DATA PROVIDED>
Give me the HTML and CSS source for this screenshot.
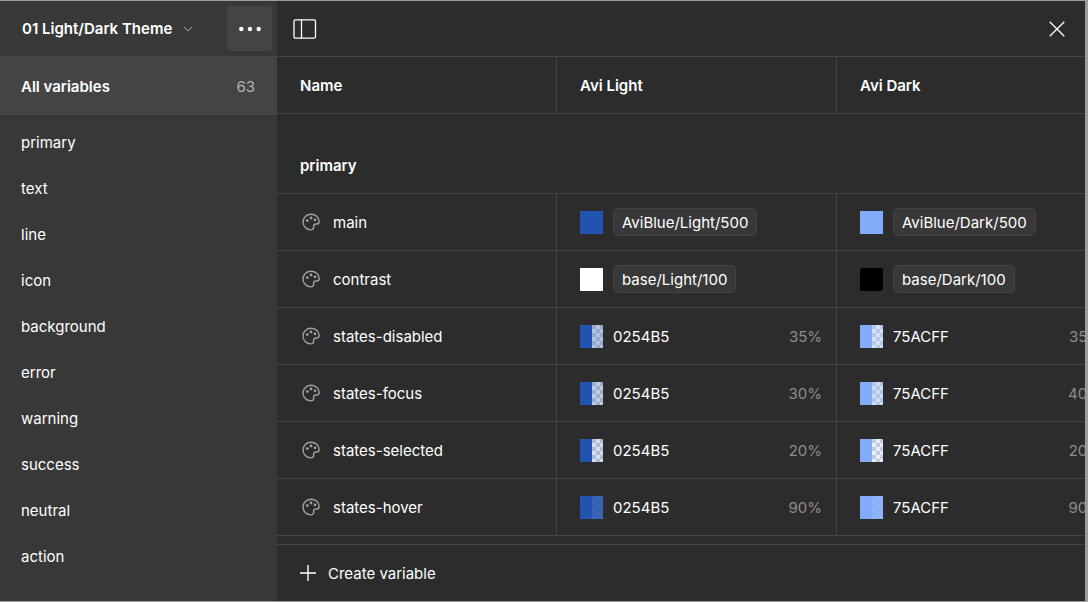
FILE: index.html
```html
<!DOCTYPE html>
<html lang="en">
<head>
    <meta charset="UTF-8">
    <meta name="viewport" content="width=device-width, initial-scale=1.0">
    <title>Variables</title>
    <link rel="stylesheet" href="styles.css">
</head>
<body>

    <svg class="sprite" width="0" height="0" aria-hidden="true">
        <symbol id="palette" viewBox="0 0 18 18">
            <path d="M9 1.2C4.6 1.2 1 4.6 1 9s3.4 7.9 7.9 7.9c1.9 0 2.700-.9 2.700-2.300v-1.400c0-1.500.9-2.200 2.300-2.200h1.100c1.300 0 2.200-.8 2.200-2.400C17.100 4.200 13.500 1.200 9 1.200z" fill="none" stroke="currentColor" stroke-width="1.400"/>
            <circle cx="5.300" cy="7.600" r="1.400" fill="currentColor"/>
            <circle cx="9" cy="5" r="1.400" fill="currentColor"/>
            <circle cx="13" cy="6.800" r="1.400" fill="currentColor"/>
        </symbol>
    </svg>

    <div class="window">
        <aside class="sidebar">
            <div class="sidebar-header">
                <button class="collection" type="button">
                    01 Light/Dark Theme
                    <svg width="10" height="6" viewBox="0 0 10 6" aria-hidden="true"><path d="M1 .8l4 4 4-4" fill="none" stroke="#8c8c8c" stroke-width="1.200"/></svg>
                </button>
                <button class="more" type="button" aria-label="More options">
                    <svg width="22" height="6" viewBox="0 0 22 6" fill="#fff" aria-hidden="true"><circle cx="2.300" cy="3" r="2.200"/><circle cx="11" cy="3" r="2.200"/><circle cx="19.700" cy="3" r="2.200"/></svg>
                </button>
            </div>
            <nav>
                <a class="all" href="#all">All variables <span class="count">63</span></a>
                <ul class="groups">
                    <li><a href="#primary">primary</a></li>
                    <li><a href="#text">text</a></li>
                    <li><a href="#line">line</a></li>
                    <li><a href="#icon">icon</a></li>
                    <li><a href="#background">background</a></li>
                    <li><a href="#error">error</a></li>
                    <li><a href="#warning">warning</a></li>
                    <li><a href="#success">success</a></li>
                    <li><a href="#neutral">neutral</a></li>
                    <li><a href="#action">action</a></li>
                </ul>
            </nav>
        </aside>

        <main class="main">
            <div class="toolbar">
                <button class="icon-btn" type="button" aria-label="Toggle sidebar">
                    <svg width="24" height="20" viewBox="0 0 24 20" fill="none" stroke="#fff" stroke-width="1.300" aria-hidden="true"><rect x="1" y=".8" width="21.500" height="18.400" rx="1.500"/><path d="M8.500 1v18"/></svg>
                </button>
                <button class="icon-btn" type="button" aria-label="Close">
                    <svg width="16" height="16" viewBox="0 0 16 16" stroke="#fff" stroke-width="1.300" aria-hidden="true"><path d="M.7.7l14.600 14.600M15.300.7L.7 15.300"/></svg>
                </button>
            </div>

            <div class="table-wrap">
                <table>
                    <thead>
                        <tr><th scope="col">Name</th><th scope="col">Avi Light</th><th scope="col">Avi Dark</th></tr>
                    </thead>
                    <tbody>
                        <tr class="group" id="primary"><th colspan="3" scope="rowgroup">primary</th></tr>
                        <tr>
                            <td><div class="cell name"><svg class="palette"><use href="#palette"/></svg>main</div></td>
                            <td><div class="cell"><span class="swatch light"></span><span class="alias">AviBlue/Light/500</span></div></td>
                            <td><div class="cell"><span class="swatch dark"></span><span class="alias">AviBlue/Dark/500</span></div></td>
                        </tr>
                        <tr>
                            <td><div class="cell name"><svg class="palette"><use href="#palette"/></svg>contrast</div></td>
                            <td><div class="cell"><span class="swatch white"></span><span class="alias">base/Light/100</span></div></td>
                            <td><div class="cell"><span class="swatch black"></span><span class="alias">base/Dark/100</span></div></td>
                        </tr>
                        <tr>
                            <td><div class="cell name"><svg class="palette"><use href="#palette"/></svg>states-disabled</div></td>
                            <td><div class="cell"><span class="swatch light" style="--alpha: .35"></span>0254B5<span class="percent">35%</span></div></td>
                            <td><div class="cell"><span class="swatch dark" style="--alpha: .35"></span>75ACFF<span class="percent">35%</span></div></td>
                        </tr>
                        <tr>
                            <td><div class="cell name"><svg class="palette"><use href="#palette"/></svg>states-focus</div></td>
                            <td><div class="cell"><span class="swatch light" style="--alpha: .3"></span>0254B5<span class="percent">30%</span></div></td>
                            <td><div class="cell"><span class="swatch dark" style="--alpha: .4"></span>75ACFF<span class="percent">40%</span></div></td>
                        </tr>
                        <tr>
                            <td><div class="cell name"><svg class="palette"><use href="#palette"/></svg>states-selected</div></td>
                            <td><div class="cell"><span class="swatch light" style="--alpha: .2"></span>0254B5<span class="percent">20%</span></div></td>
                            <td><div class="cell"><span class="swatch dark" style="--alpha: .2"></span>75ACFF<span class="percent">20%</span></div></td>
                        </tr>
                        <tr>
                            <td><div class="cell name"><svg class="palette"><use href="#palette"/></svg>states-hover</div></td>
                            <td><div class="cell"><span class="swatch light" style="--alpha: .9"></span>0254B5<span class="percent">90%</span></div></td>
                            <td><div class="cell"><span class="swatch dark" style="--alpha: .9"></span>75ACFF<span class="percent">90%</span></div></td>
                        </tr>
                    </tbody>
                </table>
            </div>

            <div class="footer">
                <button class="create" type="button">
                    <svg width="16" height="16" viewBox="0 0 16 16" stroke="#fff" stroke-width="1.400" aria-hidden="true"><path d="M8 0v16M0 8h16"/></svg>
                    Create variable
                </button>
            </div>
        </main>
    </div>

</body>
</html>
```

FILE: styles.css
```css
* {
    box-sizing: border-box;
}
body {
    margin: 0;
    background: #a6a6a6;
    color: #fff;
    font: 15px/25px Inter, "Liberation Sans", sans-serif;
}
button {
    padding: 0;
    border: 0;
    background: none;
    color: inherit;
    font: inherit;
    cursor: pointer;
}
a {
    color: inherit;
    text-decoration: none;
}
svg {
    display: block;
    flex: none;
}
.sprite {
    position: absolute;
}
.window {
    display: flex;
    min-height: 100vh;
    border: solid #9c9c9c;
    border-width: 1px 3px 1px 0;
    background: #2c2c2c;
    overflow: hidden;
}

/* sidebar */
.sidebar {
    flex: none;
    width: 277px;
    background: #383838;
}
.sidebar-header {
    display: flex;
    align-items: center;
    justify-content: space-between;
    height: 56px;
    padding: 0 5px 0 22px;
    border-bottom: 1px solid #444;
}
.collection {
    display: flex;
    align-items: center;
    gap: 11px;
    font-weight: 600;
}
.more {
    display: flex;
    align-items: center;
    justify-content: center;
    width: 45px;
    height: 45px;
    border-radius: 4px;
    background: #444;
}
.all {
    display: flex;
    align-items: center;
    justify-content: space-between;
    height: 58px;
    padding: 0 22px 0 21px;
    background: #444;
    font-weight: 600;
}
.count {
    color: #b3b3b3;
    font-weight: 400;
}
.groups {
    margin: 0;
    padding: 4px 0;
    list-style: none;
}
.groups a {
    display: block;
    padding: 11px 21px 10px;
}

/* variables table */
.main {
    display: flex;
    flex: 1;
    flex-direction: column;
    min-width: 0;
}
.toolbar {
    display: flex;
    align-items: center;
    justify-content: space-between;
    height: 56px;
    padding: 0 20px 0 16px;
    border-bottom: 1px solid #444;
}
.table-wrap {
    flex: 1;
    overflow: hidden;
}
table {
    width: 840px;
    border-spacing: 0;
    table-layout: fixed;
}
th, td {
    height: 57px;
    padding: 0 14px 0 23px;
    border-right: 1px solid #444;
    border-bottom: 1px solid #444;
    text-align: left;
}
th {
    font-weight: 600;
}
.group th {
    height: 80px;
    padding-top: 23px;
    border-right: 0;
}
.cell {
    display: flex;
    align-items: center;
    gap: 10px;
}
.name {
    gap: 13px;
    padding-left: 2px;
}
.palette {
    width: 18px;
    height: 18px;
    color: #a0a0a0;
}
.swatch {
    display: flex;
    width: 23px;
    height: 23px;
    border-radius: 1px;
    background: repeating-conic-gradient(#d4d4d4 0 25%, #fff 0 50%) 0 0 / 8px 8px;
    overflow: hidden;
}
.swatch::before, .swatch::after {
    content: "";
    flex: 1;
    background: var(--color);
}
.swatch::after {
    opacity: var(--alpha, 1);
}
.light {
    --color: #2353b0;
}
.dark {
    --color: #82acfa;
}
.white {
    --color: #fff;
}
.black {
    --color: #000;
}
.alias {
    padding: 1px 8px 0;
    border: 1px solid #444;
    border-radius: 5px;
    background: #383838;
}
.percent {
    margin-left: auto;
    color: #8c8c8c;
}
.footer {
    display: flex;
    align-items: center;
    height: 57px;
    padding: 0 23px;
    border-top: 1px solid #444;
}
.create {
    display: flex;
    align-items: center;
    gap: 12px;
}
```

==

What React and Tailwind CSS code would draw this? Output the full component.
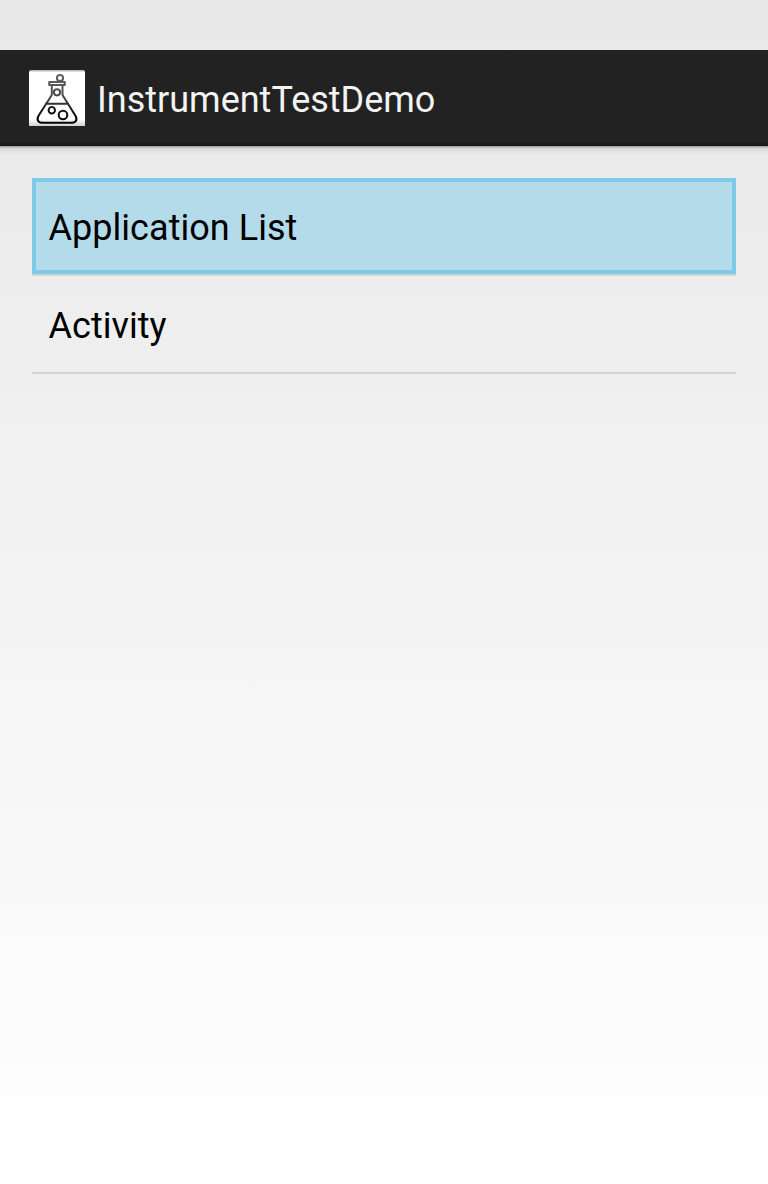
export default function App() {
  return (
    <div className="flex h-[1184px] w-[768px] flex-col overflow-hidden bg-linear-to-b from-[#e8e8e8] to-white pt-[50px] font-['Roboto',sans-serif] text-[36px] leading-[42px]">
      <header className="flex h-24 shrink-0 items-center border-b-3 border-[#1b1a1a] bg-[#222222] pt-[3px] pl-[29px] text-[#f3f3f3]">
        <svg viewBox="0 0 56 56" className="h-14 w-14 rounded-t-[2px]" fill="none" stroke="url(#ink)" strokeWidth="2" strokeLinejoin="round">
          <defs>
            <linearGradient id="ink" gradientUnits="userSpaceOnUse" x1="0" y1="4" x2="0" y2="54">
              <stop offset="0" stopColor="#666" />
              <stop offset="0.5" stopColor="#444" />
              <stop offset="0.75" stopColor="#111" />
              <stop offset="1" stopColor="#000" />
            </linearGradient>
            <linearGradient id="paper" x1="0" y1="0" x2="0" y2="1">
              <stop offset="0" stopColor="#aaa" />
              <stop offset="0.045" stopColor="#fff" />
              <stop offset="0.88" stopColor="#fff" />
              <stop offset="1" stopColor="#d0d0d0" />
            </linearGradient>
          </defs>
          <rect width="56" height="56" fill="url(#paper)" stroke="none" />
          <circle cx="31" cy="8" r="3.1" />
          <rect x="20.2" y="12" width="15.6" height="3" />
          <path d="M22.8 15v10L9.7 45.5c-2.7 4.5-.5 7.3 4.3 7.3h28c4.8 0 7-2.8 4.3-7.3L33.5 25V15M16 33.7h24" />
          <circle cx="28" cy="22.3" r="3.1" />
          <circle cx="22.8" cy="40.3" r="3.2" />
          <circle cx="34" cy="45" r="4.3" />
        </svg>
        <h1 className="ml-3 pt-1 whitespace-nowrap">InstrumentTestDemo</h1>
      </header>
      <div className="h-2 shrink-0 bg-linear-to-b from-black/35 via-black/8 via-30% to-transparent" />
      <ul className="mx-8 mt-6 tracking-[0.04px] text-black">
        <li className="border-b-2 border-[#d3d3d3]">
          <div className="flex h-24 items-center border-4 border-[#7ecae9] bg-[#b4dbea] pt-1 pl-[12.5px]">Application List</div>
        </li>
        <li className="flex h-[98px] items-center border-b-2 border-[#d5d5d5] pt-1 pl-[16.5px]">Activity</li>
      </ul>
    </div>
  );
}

YOUR GOAL> Say how many lines of the listing above contain "this", with no other words.

COMPLETED TASK> 2